§ Objective
Give every line back verbatim, dropping all images.

§ Material provided
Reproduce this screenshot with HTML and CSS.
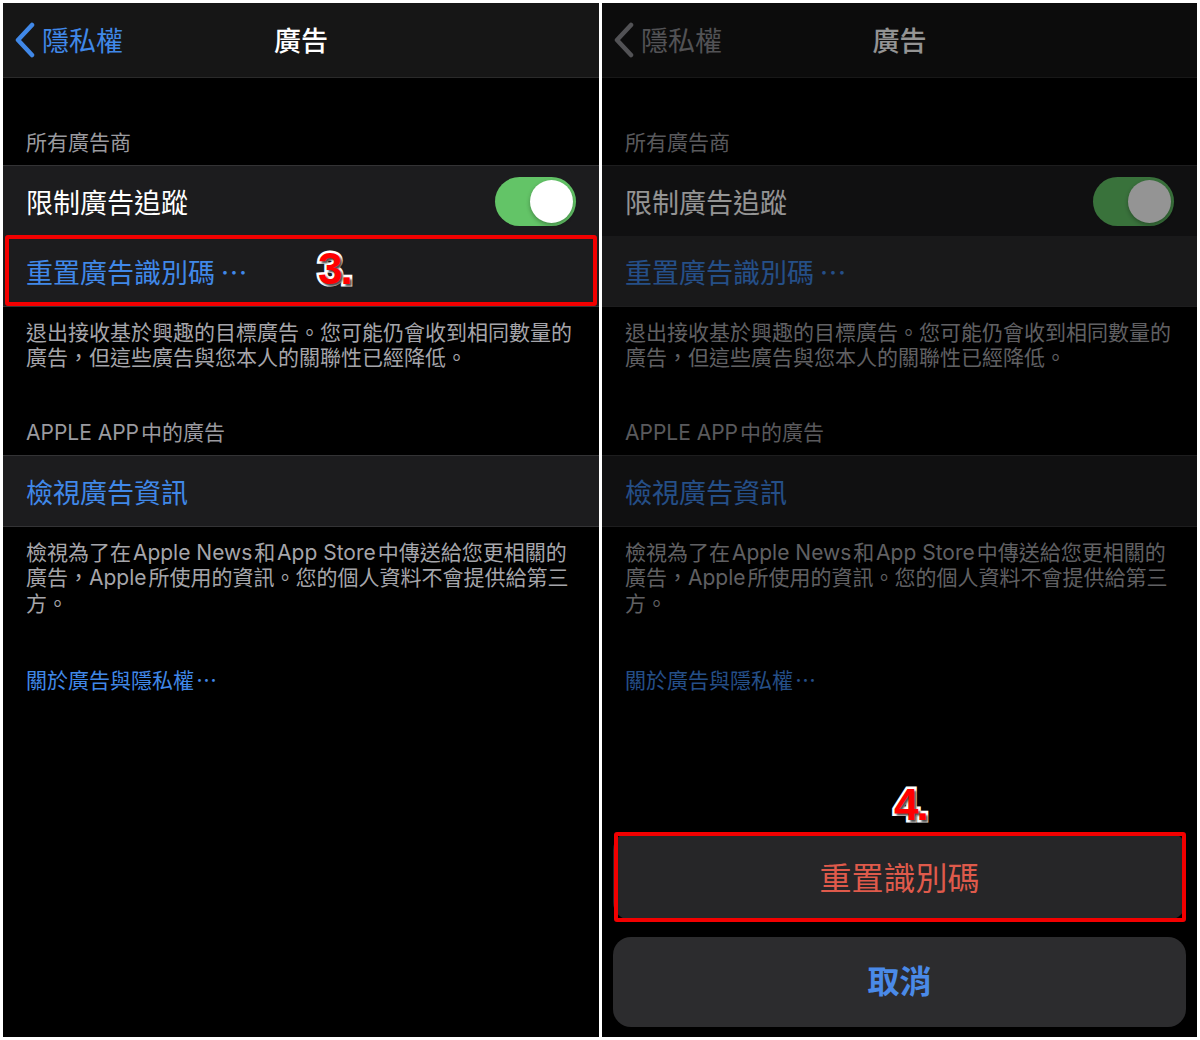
FILE: index.html
```html
<!DOCTYPE html>
<html lang="zh-Hant">
<head>
<meta charset="utf-8">
<title>廣告</title>
<link rel="stylesheet" href="styles.css">
</head>
<body>
<div class="stage">
  <section class="phone">
    <header class="nav">
      <div class="back">
        <svg viewBox="0 0 22 36" aria-hidden="true"><polyline points="19,3 5,18 19,33" fill="none" stroke="currentColor" stroke-width="4.5" stroke-linecap="round" stroke-linejoin="round"/></svg>
        <span>隱私權</span>
      </div>
      <div class="title">廣告</div>
      <div></div>
    </header>
    <div class="sec-header">所有廣告商</div>
    <div class="group">
      <div class="cell"><span>限制廣告追蹤</span><span class="switch"><span class="knob"></span></span></div>
      <div class="cell link"><span>重置廣告識別碼<span class="ell">⋯</span></span></div>
    </div>
    <p class="footer">退出接收基於興趣的目標廣告。您可能仍會收到相同數量的<br>廣告，但這些廣告與您本人的關聯性已經降低。</p>
    <div class="sec-header second">APPLE APP&#8202;中的廣告</div>
    <div class="group">
      <div class="cell link">檢視廣告資訊</div>
    </div>
    <p class="footer">檢視為了在&#8202;Apple News&#8202;和&#8202;App Store&#8202;中傳送給您更相關的<br>廣告，Apple&#8202;所使用的資訊。您的個人資料不會提供給第三<br>方。</p>
    <div class="more">關於廣告與隱私權<span class="ell">⋯</span></div>
    <div class="hl hl-3"></div>
    <div class="mark mark-3">3.</div>
  </section>

  <section class="phone right">
    <header class="nav">
      <div class="back">
        <svg viewBox="0 0 22 36" aria-hidden="true"><polyline points="19,3 5,18 19,33" fill="none" stroke="currentColor" stroke-width="4.5" stroke-linecap="round" stroke-linejoin="round"/></svg>
        <span>隱私權</span>
      </div>
      <div class="title">廣告</div>
      <div></div>
    </header>
    <div class="sec-header">所有廣告商</div>
    <div class="group">
      <div class="cell"><span>限制廣告追蹤</span><span class="switch"><span class="knob"></span></span></div>
      <div class="cell link pressed"><span>重置廣告識別碼<span class="ell">⋯</span></span></div>
    </div>
    <p class="footer">退出接收基於興趣的目標廣告。您可能仍會收到相同數量的<br>廣告，但這些廣告與您本人的關聯性已經降低。</p>
    <div class="sec-header second">APPLE APP&#8202;中的廣告</div>
    <div class="group">
      <div class="cell link">檢視廣告資訊</div>
    </div>
    <p class="footer">檢視為了在&#8202;Apple News&#8202;和&#8202;App Store&#8202;中傳送給您更相關的<br>廣告，Apple&#8202;所使用的資訊。您的個人資料不會提供給第三<br>方。</p>
    <div class="more">關於廣告與隱私權<span class="ell">⋯</span></div>
    <div class="dim"></div>
    <div class="sheet">
      <div class="sheet-btn sheet-action">重置識別碼</div>
      <div class="sheet-btn sheet-cancel">取消</div>
    </div>
    <div class="hl hl-4"></div>
    <div class="mark mark-4">4.</div>
  </section>
</div>
</body>
</html>
```
FILE: styles.css
```css
* { box-sizing: border-box; }
html, body { margin: 0; padding: 0; }
body {
  background: #fff;
  font-family: "Inter", "Noto Sans CJK TC", "Noto Sans", sans-serif;
}
.stage {
  display: flex;
  gap: 3px;
  padding: 3px;
  width: 1200px;
  height: 1040px;
}
.phone {
  position: relative;
  flex: none;
  width: 596px;
  height: 1034px;
  background: #000;
  color: #fff;
  overflow: hidden;
}
.phone.right { width: 595px; }

.nav {
  height: 75px;
  background: #161616;
  border-bottom: 1px solid #2a2a2a;
  display: grid;
  grid-template-columns: 1fr auto 1fr;
  align-items: center;
  padding-top: 3px;
}
.back {
  display: flex;
  align-items: center;
  padding-left: 10px;
  color: #4088e8;
  font-size: 27px;
  line-height: 1;
}
.back svg { width: 22px; height: 36px; margin-right: 7px; flex: none; margin-top: -3px; }
.right .back { color: #8e8e93; }
.title {
  font-size: 27px;
  font-weight: 500;
  line-height: 1;
}

.sec-header {
  height: 87px;
  display: flex;
  align-items: flex-end;
  padding: 0 23px 10px;
  font-size: 21px;
  line-height: 25px;
  color: #9a9a9f;
}
.sec-header.second { height: 84.5px; }

.group {
  background: #1c1c1e;
  border-top: 1px solid #333335;
  border-bottom: 1px solid #333335;
}
.cell {
  height: 70px;
  display: flex;
  align-items: center;
  justify-content: space-between;
  padding: 4px 23px 0;
  font-size: 27px;
  line-height: 1;
}
.cell.link { color: #4088e8; }
.cell.pressed { background: #2c2c2e; }
.ell { margin-left: 0.2em; }
.more .ell { margin-left: 0.1em; }

.switch {
  flex: none;
  width: 81px;
  height: 49px;
  margin-top: -4px;
  border-radius: 25px;
  background: #63c467;
  display: flex;
  align-items: center;
  justify-content: flex-end;
  padding: 3px;
}
.knob {
  width: 43px;
  height: 43px;
  border-radius: 50%;
  background: #fff;
  box-shadow: 0 2px 4px rgba(0, 0, 0, 0.3);
}

.footer {
  margin: 0;
  padding: 12.5px 12px 0 23px;
  font-size: 21px;
  line-height: 25.5px;
  color: #a5a5aa;
}
.more {
  padding: 51.5px 23px 0;
  font-size: 21px;
  line-height: 25px;
  color: #4088e8;
}

.dim {
  position: absolute;
  inset: 0;
  background: rgba(0, 0, 0, 0.42);
}
.sheet {
  position: absolute;
  left: 11px;
  right: 11px;
  bottom: 10px;
  display: flex;
  flex-direction: column;
  gap: 17px;
}
.sheet-btn {
  display: flex;
  align-items: center;
  justify-content: center;
  border-radius: 18px;
  font-size: 32px;
  line-height: 1;
}
.sheet-action {
  height: 88px;
  padding-top: 6px;
  background: #262628;
  color: #df5a4b;
}
.sheet-cancel {
  height: 90px;
  background: #2c2c2e;
  color: #4a8ae8;
  font-weight: 600;
}

.hl {
  position: absolute;
  border: 4px solid #f20000;
  border-radius: 3px;
}
.hl-3 { left: 2px; top: 232px; width: 592px; height: 71px; }
.hl-4 { left: 12px; top: 829px; width: 572px; height: 90px; }

.mark {
  position: absolute;
  font: bold 44px/1 "Liberation Sans", sans-serif;
  color: #f00;
  -webkit-text-stroke: 5px #fff;
  paint-order: stroke fill;
  text-shadow: 2px 2px 2px rgba(0, 0, 0, 0.7);
  letter-spacing: -2px;
}
.mark-3 { left: 315px; top: 244px; }
.mark-4 { left: 292px; top: 780px; }
```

§ Exercise solution
Reproduce this screenshot with HTML and CSS.
FILE: index.html
```html
<!DOCTYPE html>
<html lang="zh-Hant">
<head>
<meta charset="utf-8">
<title>廣告</title>
<link rel="stylesheet" href="styles.css">
</head>
<body>
<div class="stage">
  <section class="phone">
    <header class="nav">
      <div class="back">
        <svg viewBox="0 0 22 36" aria-hidden="true"><polyline points="19,3 5,18 19,33" fill="none" stroke="currentColor" stroke-width="4.5" stroke-linecap="round" stroke-linejoin="round"/></svg>
        <span>隱私權</span>
      </div>
      <div class="title">廣告</div>
      <div></div>
    </header>
    <div class="sec-header">所有廣告商</div>
    <div class="group">
      <div class="cell"><span>限制廣告追蹤</span><span class="switch"><span class="knob"></span></span></div>
      <div class="cell link"><span>重置廣告識別碼<span class="ell">⋯</span></span></div>
    </div>
    <p class="footer">退出接收基於興趣的目標廣告。您可能仍會收到相同數量的<br>廣告，但這些廣告與您本人的關聯性已經降低。</p>
    <div class="sec-header second">APPLE APP&#8202;中的廣告</div>
    <div class="group">
      <div class="cell link">檢視廣告資訊</div>
    </div>
    <p class="footer">檢視為了在&#8202;Apple News&#8202;和&#8202;App Store&#8202;中傳送給您更相關的<br>廣告，Apple&#8202;所使用的資訊。您的個人資料不會提供給第三<br>方。</p>
    <div class="more">關於廣告與隱私權<span class="ell">⋯</span></div>
    <div class="hl hl-3"></div>
    <div class="mark mark-3">3.</div>
  </section>

  <section class="phone right">
    <header class="nav">
      <div class="back">
        <svg viewBox="0 0 22 36" aria-hidden="true"><polyline points="19,3 5,18 19,33" fill="none" stroke="currentColor" stroke-width="4.5" stroke-linecap="round" stroke-linejoin="round"/></svg>
        <span>隱私權</span>
      </div>
      <div class="title">廣告</div>
      <div></div>
    </header>
    <div class="sec-header">所有廣告商</div>
    <div class="group">
      <div class="cell"><span>限制廣告追蹤</span><span class="switch"><span class="knob"></span></span></div>
      <div class="cell link pressed"><span>重置廣告識別碼<span class="ell">⋯</span></span></div>
    </div>
    <p class="footer">退出接收基於興趣的目標廣告。您可能仍會收到相同數量的<br>廣告，但這些廣告與您本人的關聯性已經降低。</p>
    <div class="sec-header second">APPLE APP&#8202;中的廣告</div>
    <div class="group">
      <div class="cell link">檢視廣告資訊</div>
    </div>
    <p class="footer">檢視為了在&#8202;Apple News&#8202;和&#8202;App Store&#8202;中傳送給您更相關的<br>廣告，Apple&#8202;所使用的資訊。您的個人資料不會提供給第三<br>方。</p>
    <div class="more">關於廣告與隱私權<span class="ell">⋯</span></div>
    <div class="dim"></div>
    <div class="sheet">
      <div class="sheet-btn sheet-action">重置識別碼</div>
      <div class="sheet-btn sheet-cancel">取消</div>
    </div>
    <div class="hl hl-4"></div>
    <div class="mark mark-4">4.</div>
  </section>
</div>
</body>
</html>
```
FILE: styles.css
```css
* { box-sizing: border-box; }
html, body { margin: 0; padding: 0; }
body {
  background: #fff;
  font-family: "Inter", "Noto Sans CJK TC", "Noto Sans", sans-serif;
}
.stage {
  display: flex;
  gap: 3px;
  padding: 3px;
  width: 1200px;
  height: 1040px;
}
.phone {
  position: relative;
  flex: none;
  width: 596px;
  height: 1034px;
  background: #000;
  color: #fff;
  overflow: hidden;
}
.phone.right { width: 595px; }

.nav {
  height: 75px;
  background: #161616;
  border-bottom: 1px solid #2a2a2a;
  display: grid;
  grid-template-columns: 1fr auto 1fr;
  align-items: center;
  padding-top: 3px;
}
.back {
  display: flex;
  align-items: center;
  padding-left: 10px;
  color: #4088e8;
  font-size: 27px;
  line-height: 1;
}
.back svg { width: 22px; height: 36px; margin-right: 7px; flex: none; margin-top: -3px; }
.right .back { color: #8e8e93; }
.title {
  font-size: 27px;
  font-weight: 500;
  line-height: 1;
}

.sec-header {
  height: 87px;
  display: flex;
  align-items: flex-end;
  padding: 0 23px 10px;
  font-size: 21px;
  line-height: 25px;
  color: #9a9a9f;
}
.sec-header.second { height: 84.5px; }

.group {
  background: #1c1c1e;
  border-top: 1px solid #333335;
  border-bottom: 1px solid #333335;
}
.cell {
  height: 70px;
  display: flex;
  align-items: center;
  justify-content: space-between;
  padding: 4px 23px 0;
  font-size: 27px;
  line-height: 1;
}
.cell.link { color: #4088e8; }
.cell.pressed { background: #2c2c2e; }
.ell { margin-left: 0.2em; }
.more .ell { margin-left: 0.1em; }

.switch {
  flex: none;
  width: 81px;
  height: 49px;
  margin-top: -4px;
  border-radius: 25px;
  background: #63c467;
  display: flex;
  align-items: center;
  justify-content: flex-end;
  padding: 3px;
}
.knob {
  width: 43px;
  height: 43px;
  border-radius: 50%;
  background: #fff;
  box-shadow: 0 2px 4px rgba(0, 0, 0, 0.3);
}

.footer {
  margin: 0;
  padding: 12.5px 12px 0 23px;
  font-size: 21px;
  line-height: 25.5px;
  color: #a5a5aa;
}
.more {
  padding: 51.5px 23px 0;
  font-size: 21px;
  line-height: 25px;
  color: #4088e8;
}

.dim {
  position: absolute;
  inset: 0;
  background: rgba(0, 0, 0, 0.42);
}
.sheet {
  position: absolute;
  left: 11px;
  right: 11px;
  bottom: 10px;
  display: flex;
  flex-direction: column;
  gap: 17px;
}
.sheet-btn {
  display: flex;
  align-items: center;
  justify-content: center;
  border-radius: 18px;
  font-size: 32px;
  line-height: 1;
}
.sheet-action {
  height: 88px;
  padding-top: 6px;
  background: #262628;
  color: #df5a4b;
}
.sheet-cancel {
  height: 90px;
  background: #2c2c2e;
  color: #4a8ae8;
  font-weight: 600;
}

.hl {
  position: absolute;
  border: 4px solid #f20000;
  border-radius: 3px;
}
.hl-3 { left: 2px; top: 232px; width: 592px; height: 71px; }
.hl-4 { left: 12px; top: 829px; width: 572px; height: 90px; }

.mark {
  position: absolute;
  font: bold 44px/1 "Liberation Sans", sans-serif;
  color: #f00;
  -webkit-text-stroke: 5px #fff;
  paint-order: stroke fill;
  text-shadow: 2px 2px 2px rgba(0, 0, 0, 0.7);
  letter-spacing: -2px;
}
.mark-3 { left: 315px; top: 244px; }
.mark-4 { left: 292px; top: 780px; }
```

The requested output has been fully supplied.